Mitchell / Riopelle: Nothing in Moderation brings together nearly 60 works by American painter Joan Mitchell (1925–1992) and Canadian painter Jean-Paul Riopelle (1923–2002). The works in this show are from private collections. This exhibition, which was unthinkable in the artists’ lifetimes is an opportunity to celebrate the artists. Both artists shared their lives for nearly 25 years in Paris. In Vétheuil in the Seine Valley, they shared their love and sustained a broad dialogue focusing on abstraction. Their romantic relationship entirely shaped their deeply singular conception of painting and work methods. The exhibition will travel to the Art Gallery of Ontario, February 18–May 13, 2018.
Tal R is an artist with a great sense of humor and creates works that can provoke emotion. Tal R is known as a ‘natural’. His new show titled Academy of Tal R follows this path. Developed in partnership with the Louisiana Museum of Modern Art near Copenhagen, the show includes works with a wide range of methods and techniques that are performative and laborious. The exhibition features works from the mid-1990s to his most recent, including painting, textiles, drawing, sculpture, and printmaking. Famous in the Scandinavian countries, Tal R’s works are often compared to those of artists such as Edvard Munch, Asger Jorn, and Georg Baselitz amongst others. This is one of the fall art exhibitions that will engage art enthusiasts through the application of humor and exceptional artworks.

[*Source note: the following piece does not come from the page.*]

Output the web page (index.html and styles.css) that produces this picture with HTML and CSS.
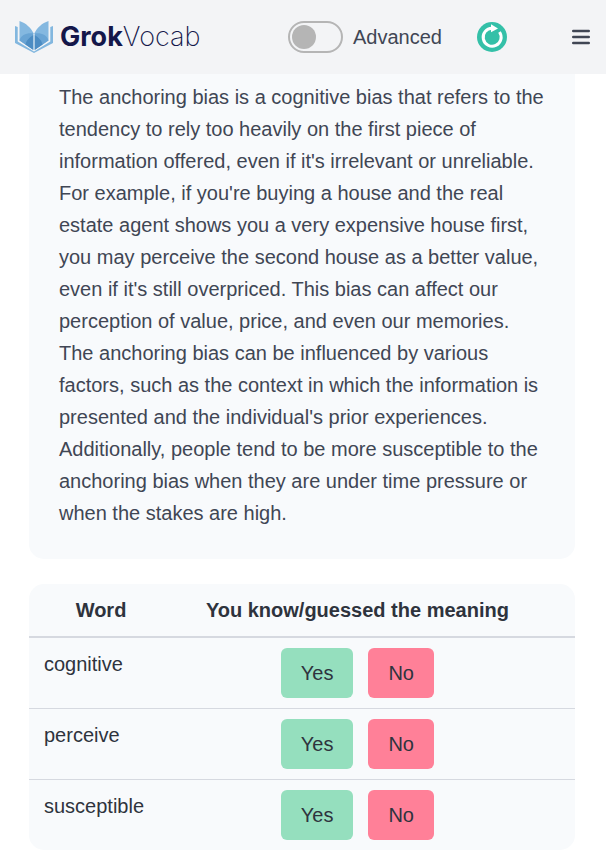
FILE: index.html
```
<!DOCTYPE html>
<html lang="en">
<head>
    <meta charset="UTF-8">
    <meta name="viewport" content="width=device-width, initial-scale=1.0">
    <title>GrokVocab</title>
    <link rel="stylesheet" href="styles.css">
</head>
<body>
    <nav class="navbar">
        <a class="brand" href="#">
            <svg class="brand-icon" viewBox="0 0 38 32" width="38" height="32" aria-hidden="true">
                <path fill="#82b7df" d="M0 5l2.700 1v14.500L19 30.500 35.300 20.500V6L38 5v17L19 32 0 22z"/>
                <path fill="#84b8e0" d="M4.500 0C11 2 16 7 18.500 12v17L4.500 19.500zM33.500 0C27 2 22 7 19.500 12v17l14-9.500z"/>
                <path fill="#69a4d4" d="M4.500 19.500C6 14 12 11.500 18.500 12.500V29zM33.500 19.500C32 14 26 11.500 19.500 12.500V29z"/>
                <path fill="#4b8cc3" d="M18.500 14C14 16.500 11 20 10.500 23.500L18.500 29zM19.500 14c4.500 2.500 7.500 6 8 9.500l-8 5.500z"/>
                <path fill="none" stroke="#e6f0f7" d="M19 13v17"/>
            </svg>
            <span class="brand-name"><b>Grok</b>Vocab</span>
        </a>
        <label class="level">
            <input class="switch" type="checkbox">
            Advanced
        </label>
        <button class="refresh" type="button" aria-label="Refresh">
            <svg viewBox="0 0 30 30" width="30" height="30" aria-hidden="true">
                <circle cx="15" cy="15" r="15" fill="#34c0a8"/>
                <path d="M22.500 10A9 9 0 1 1 15 6.200" fill="none" stroke="#fff" stroke-width="3"/>
                <path d="M14 2.200l7 4.200-7 3.800z" fill="#fff"/>
            </svg>
        </button>
        <button class="burger" type="button" aria-label="Menu">
            <svg viewBox="0 0 18 16" width="18" height="16" aria-hidden="true">
                <path d="M1.200 2h15.600M1.200 8h15.600M1.200 14h15.600" stroke="#404654" stroke-width="2.400" stroke-linecap="round"/>
            </svg>
        </button>
    </nav>

    <main class="content">
        <p class="card story">The anchoring bias is a cognitive bias that refers to the tendency to rely too heavily on the first piece of information offered, even if it's irrelevant or unreliable. For example, if you're buying a house and the real estate agent shows you a very expensive house first, you may perceive the second house as a better value, even if it's still overpriced. This bias can affect our perception of value, price, and even our memories. The anchoring bias can be influenced by various factors, such as the context in which the information is presented and the individual's prior experiences. Additionally, people tend to be more susceptible to the anchoring bias when they are under time pressure or when the stakes are high.</p>

        <table class="card words">
            <thead>
                <tr>
                    <th>Word</th>
                    <th>You know/guessed the meaning</th>
                    <th></th>
                </tr>
            </thead>
            <tbody>
                <tr>
                    <td>cognitive</td>
                    <td>
                        <div class="answers">
                            <button class="btn yes" type="button">Yes</button>
                            <button class="btn no" type="button">No</button>
                        </div>
                    </td>
                    <td></td>
                </tr>
                <tr>
                    <td>perceive</td>
                    <td>
                        <div class="answers">
                            <button class="btn yes" type="button">Yes</button>
                            <button class="btn no" type="button">No</button>
                        </div>
                    </td>
                    <td></td>
                </tr>
                <tr>
                    <td>susceptible</td>
                    <td>
                        <div class="answers">
                            <button class="btn yes" type="button">Yes</button>
                            <button class="btn no" type="button">No</button>
                        </div>
                    </td>
                    <td></td>
                </tr>
            </tbody>
        </table>
    </main>
</body>
</html>
```
FILE: styles.css
```
* {
    box-sizing: border-box;
}

body {
    margin: 0;
    background: #fff;
    color: #404654;
    font-family: "Liberation Sans", Arial, sans-serif;
    font-size: 20px;
    line-height: 32px;
}

button {
    padding: 0;
    border: 0;
    background: none;
    color: inherit;
    font: inherit;
    cursor: pointer;
}

svg {
    display: block;
}

/* Navbar stays on top while the story scrolls under it */
.navbar {
    position: fixed;
    top: 0;
    left: 0;
    right: 0;
    z-index: 10;
    display: flex;
    align-items: center;
    height: 74px;
    padding-left: 15px;
    background: #f3f4f6;
}

.brand {
    display: flex;
    align-items: center;
    gap: 7px;
    width: 273px;
    color: #14174a;
    text-decoration: none;
}

.brand-name {
    font-family: Inter, sans-serif;
    font-size: 27px;
    font-weight: 200;
}

.brand-name b {
    font-weight: 700;
}

.level {
    display: flex;
    align-items: center;
    gap: 10px;
    margin-right: 35px;
}

.switch {
    appearance: none;
    display: flex;
    width: 55px;
    height: 32px;
    margin: 0;
    padding: 2px;
    border: 2px solid #b5b5b5;
    border-radius: 16px;
    cursor: pointer;
}

.switch::before {
    content: "";
    width: 24px;
    height: 24px;
    border-radius: 50%;
    background: #b5b5b5;
}

.switch:checked {
    justify-content: flex-end;
}

.burger {
    display: flex;
    align-items: center;
    justify-content: center;
    width: 50px;
    height: 50px;
    margin-left: auto;
}

.content {
    padding: 51px 31px 5px 29px;
}

.card {
    margin: 0 0 25px;
    border-radius: 15px;
    background: #f8fafc;
}

.story {
    padding: 30px;
}

.words {
    width: 100%;
    margin-bottom: 0;
    border-spacing: 0;
    color: #2e333d;
}

.words th,
.words td {
    padding: 10px 15px;
    border-bottom: 1px solid #d6d9e0;
    vertical-align: top;
}

.words th {
    border-bottom-width: 2px;
}

.words tr:last-child td {
    border-bottom: 0;
}

.answers {
    display: flex;
    justify-content: center;
    gap: 15px;
}

.btn {
    height: 50px;
    padding: 0 20px;
    border-radius: 6px;
}

.yes {
    background: #95dfbe;
}

.no {
    background: #ff8098;
}
```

Facing East, a solo exhibition featuring an expansive range of Sean Scully’s paintings and works on paper from 1967 to 2015. It provides an opportunity to exam an important aspect of the artist’s career. Born in Dublin in 1945, Sean Scully began painting in the late 1960s. Facing East includes some of the artist’s rich, painterly abstractions in which stripes or blocks of layered color are a prevailing motif. Curated by Olga Sviblova, the show will travel to the State Russian Museum – Marble Palace in St. Petersburg, Russia on February 15–April 9.